** Begin **

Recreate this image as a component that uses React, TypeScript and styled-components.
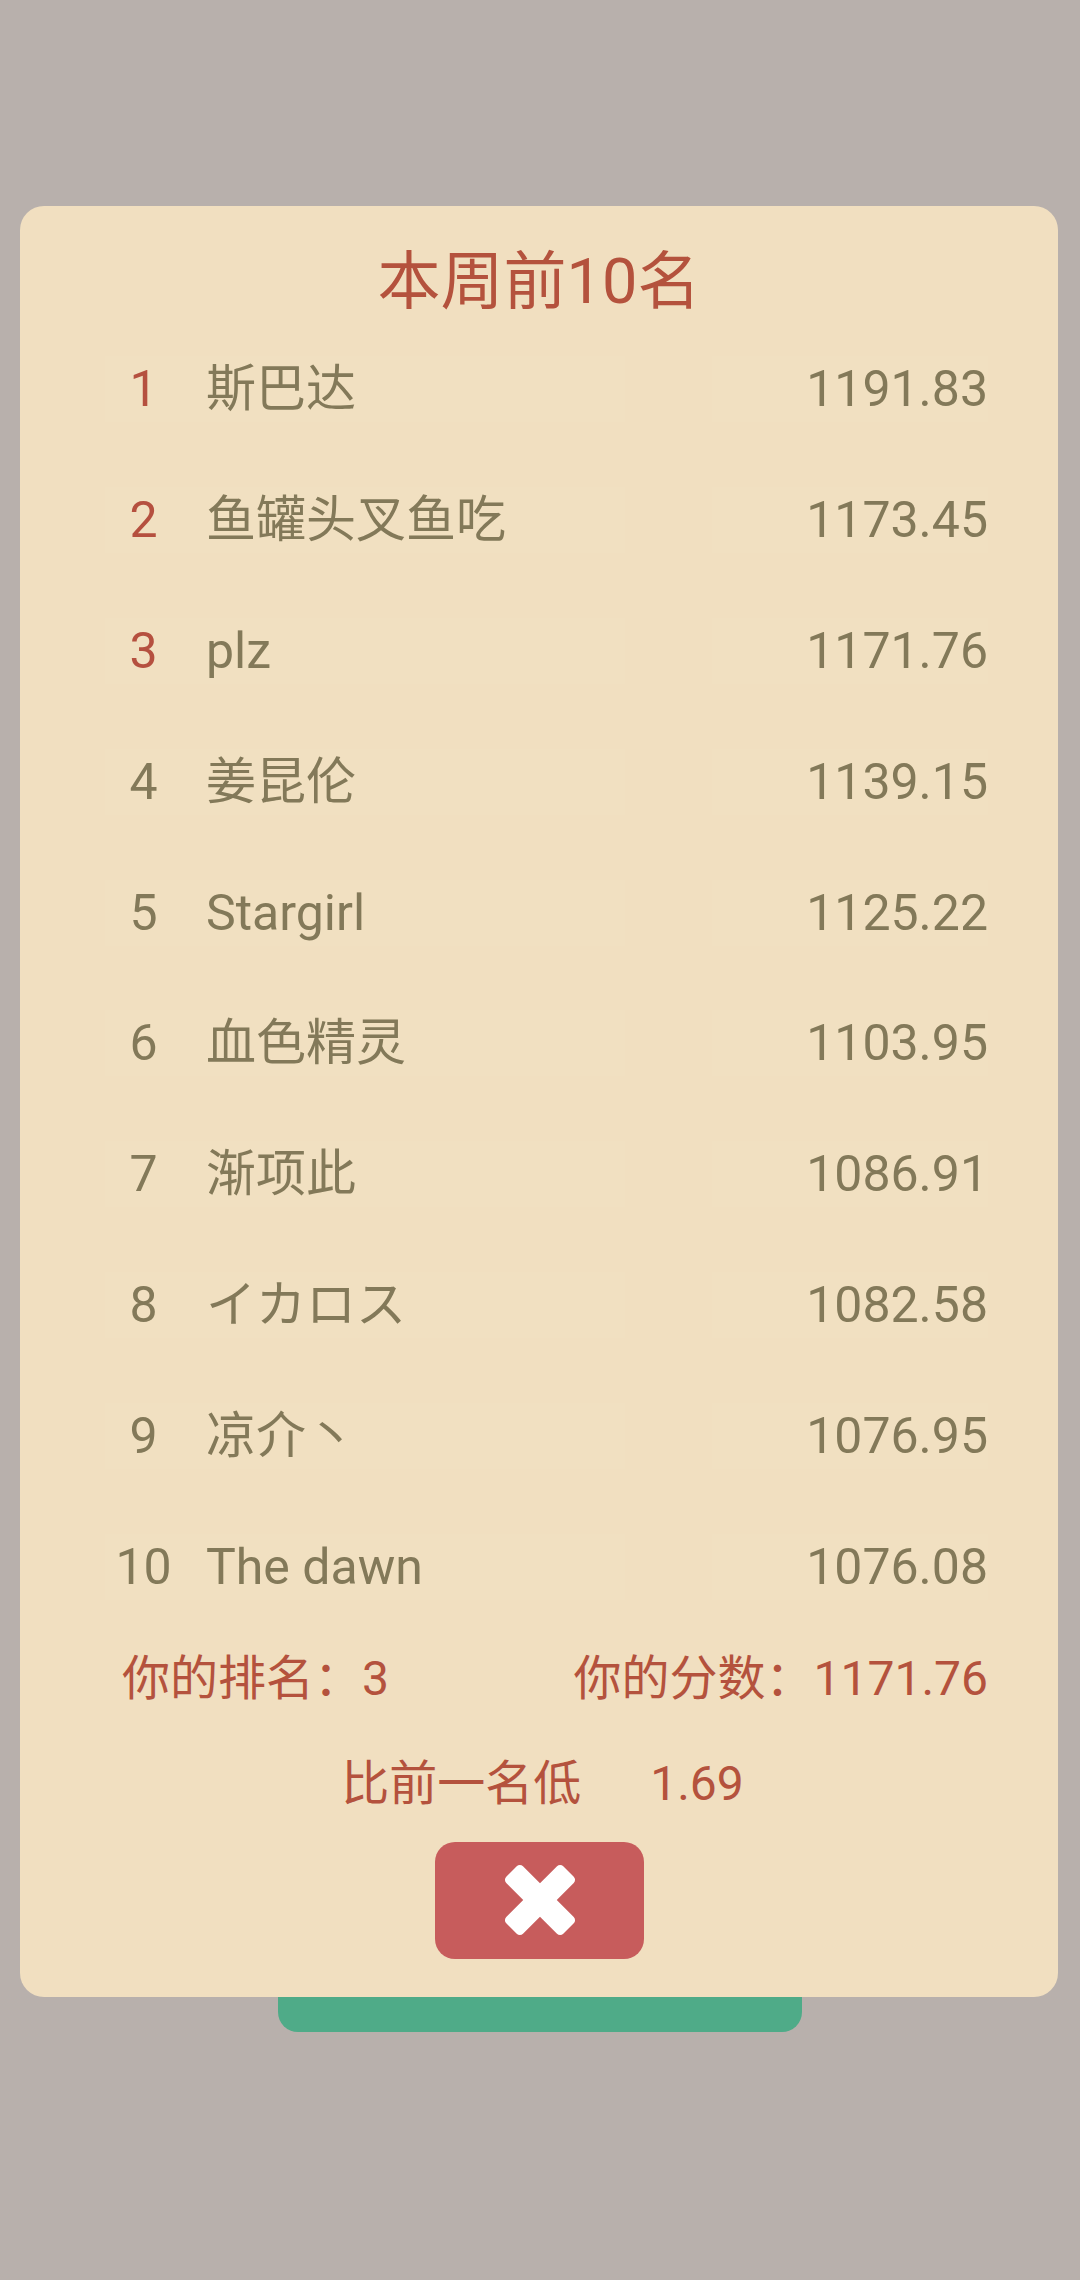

** End **
** Begin **

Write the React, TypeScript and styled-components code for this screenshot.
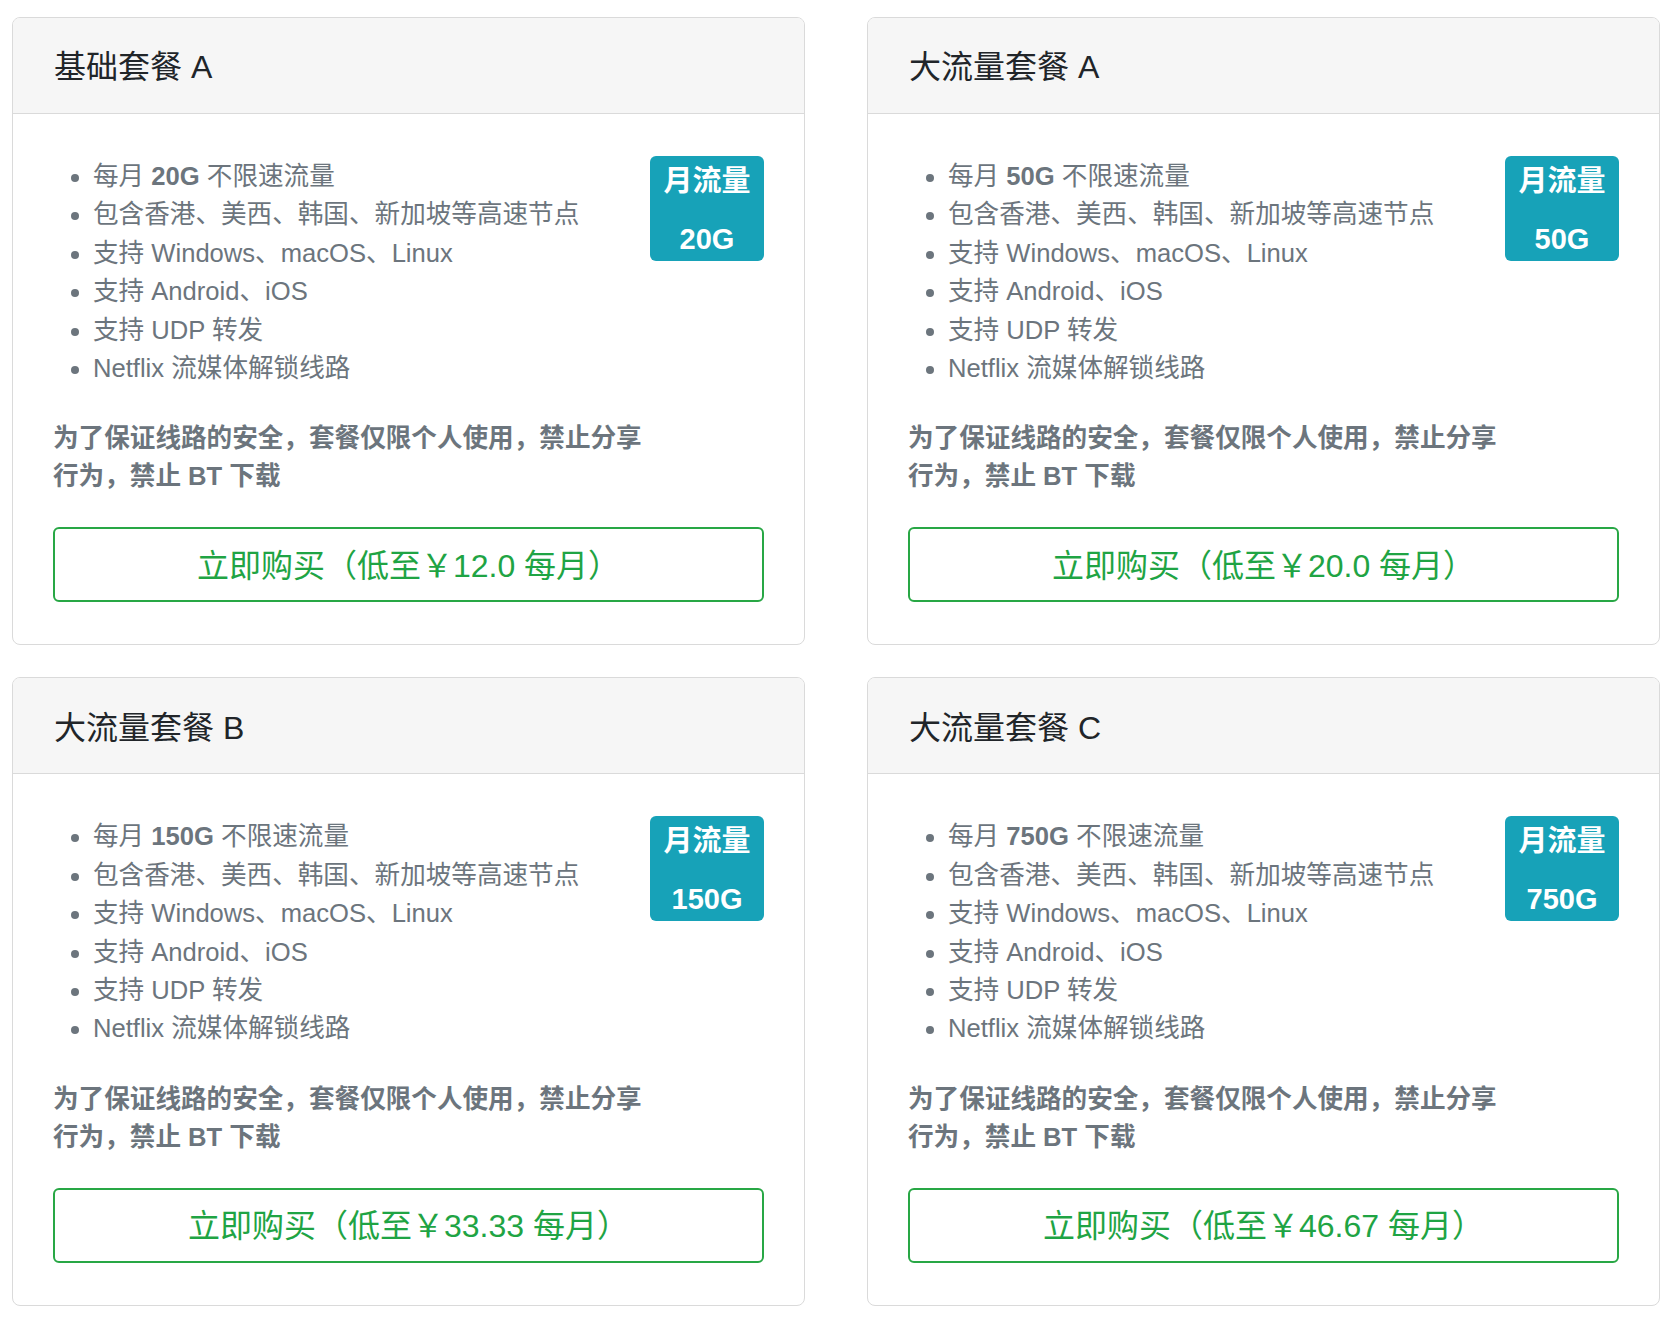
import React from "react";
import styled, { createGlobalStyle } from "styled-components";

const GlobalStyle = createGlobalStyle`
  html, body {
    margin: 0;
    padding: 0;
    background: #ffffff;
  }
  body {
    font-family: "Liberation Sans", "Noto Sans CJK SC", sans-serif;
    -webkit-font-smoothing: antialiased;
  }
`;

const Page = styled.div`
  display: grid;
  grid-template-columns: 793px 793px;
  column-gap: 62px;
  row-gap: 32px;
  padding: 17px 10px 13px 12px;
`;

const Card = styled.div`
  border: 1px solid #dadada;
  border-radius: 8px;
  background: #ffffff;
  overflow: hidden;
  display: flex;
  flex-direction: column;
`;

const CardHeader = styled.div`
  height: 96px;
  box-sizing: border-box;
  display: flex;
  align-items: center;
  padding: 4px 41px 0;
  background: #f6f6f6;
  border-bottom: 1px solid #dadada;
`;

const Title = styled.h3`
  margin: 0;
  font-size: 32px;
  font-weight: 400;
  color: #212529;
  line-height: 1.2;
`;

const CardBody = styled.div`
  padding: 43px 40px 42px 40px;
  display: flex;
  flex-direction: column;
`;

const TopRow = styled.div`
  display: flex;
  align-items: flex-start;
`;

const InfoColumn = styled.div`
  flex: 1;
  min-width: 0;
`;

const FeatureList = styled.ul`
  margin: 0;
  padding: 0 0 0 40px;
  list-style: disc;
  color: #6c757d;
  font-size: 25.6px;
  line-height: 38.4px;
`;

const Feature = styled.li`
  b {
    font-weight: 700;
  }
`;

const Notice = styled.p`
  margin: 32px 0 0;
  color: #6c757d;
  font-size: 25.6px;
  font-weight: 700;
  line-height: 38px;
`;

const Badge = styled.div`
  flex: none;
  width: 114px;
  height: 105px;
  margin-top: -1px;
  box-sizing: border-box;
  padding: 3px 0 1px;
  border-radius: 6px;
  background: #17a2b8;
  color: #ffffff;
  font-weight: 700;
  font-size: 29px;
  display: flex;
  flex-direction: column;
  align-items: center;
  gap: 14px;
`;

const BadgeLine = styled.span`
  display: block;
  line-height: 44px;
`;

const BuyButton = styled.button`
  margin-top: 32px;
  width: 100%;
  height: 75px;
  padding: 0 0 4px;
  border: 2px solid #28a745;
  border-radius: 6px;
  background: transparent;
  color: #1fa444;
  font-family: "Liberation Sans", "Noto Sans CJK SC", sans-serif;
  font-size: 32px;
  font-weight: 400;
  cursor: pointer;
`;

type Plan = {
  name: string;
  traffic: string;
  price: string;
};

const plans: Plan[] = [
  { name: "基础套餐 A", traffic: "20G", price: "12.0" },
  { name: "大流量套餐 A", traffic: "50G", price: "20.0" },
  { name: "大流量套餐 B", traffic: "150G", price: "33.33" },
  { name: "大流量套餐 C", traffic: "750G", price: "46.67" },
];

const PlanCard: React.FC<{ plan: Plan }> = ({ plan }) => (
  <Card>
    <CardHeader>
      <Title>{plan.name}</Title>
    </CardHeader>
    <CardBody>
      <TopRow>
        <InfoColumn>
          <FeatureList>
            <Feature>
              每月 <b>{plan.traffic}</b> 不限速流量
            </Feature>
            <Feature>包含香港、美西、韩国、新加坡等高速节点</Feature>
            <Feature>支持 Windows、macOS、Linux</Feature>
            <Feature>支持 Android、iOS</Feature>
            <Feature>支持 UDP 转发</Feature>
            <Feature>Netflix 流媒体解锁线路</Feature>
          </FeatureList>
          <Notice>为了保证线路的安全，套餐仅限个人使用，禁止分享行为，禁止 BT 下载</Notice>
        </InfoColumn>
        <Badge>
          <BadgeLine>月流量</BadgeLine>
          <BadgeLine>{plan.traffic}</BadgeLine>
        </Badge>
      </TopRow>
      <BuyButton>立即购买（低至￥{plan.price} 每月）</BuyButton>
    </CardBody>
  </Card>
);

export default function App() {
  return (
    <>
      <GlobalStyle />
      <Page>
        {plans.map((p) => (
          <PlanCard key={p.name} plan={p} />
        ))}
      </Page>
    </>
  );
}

** End **

** The problem **
Choose all lines containing the string "TypeScript" and copy them out.

** Task solution **
Recreate this image as a component that uses React, TypeScript and styled-components.
Write the React, TypeScript and styled-components code for this screenshot.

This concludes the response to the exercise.